• Short exercise: Review the lines that follow and copy each one that contains the word "table".

• Recorded information:

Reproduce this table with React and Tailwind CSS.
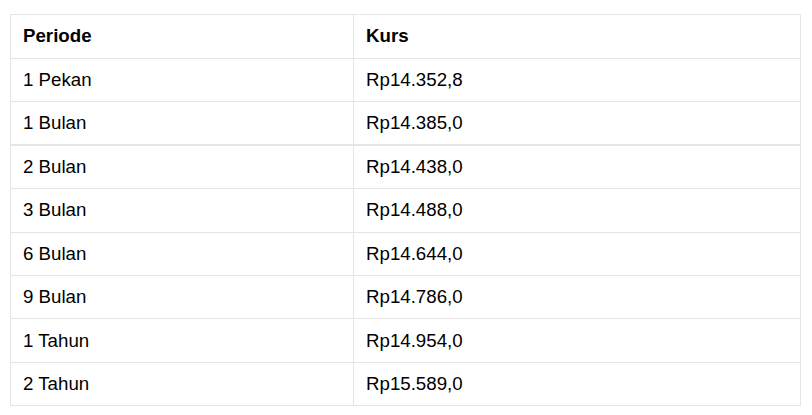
const rows = [
  ["1 Pekan", "Rp14.352,8"],
  ["1 Bulan", "Rp14.385,0"],
  ["2 Bulan", "Rp14.438,0"],
  ["3 Bulan", "Rp14.488,0"],
  ["6 Bulan", "Rp14.644,0"],
  ["9 Bulan", "Rp14.786,0"],
  ["1 Tahun", "Rp14.954,0"],
  ["2 Tahun", "Rp15.589,0"],
];

export default function App() {
  return (
    <div className="min-h-[415px] bg-white pt-[14px] pl-[10px] font-['Liberation_Sans',Arial,sans-serif] text-[18.7px] text-black">
      <table className="w-[791px] border-collapse">
        <thead>
          <tr className="h-[44px]">
            <th className="w-[343px] border border-[#e5e5e5] pl-[12px] text-left font-bold">Periode</th>
            <th className="border border-[#e5e5e5] pl-[12px] text-left font-bold">Kurs</th>
          </tr>
        </thead>
        <tbody>
          {rows.map(([periode, kurs], i) => (
            <tr key={periode} className="h-[43.4px]">
              <td className={i === 2 ? "border border-t-2 border-[#e5e5e5] pl-[12px]" : "border border-[#e5e5e5] pl-[12px]"}>{periode}</td>
              <td className={i === 2 ? "border border-t-2 border-[#e5e5e5] pl-[12px]" : "border border-[#e5e5e5] pl-[12px]"}>{kurs}</td>
            </tr>
          ))}
        </tbody>
      </table>
    </div>
  );
}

• Solution to this exercise:
Reproduce this table with React and Tailwind CSS.
      <table className="w-[791px] border-collapse">
      </table>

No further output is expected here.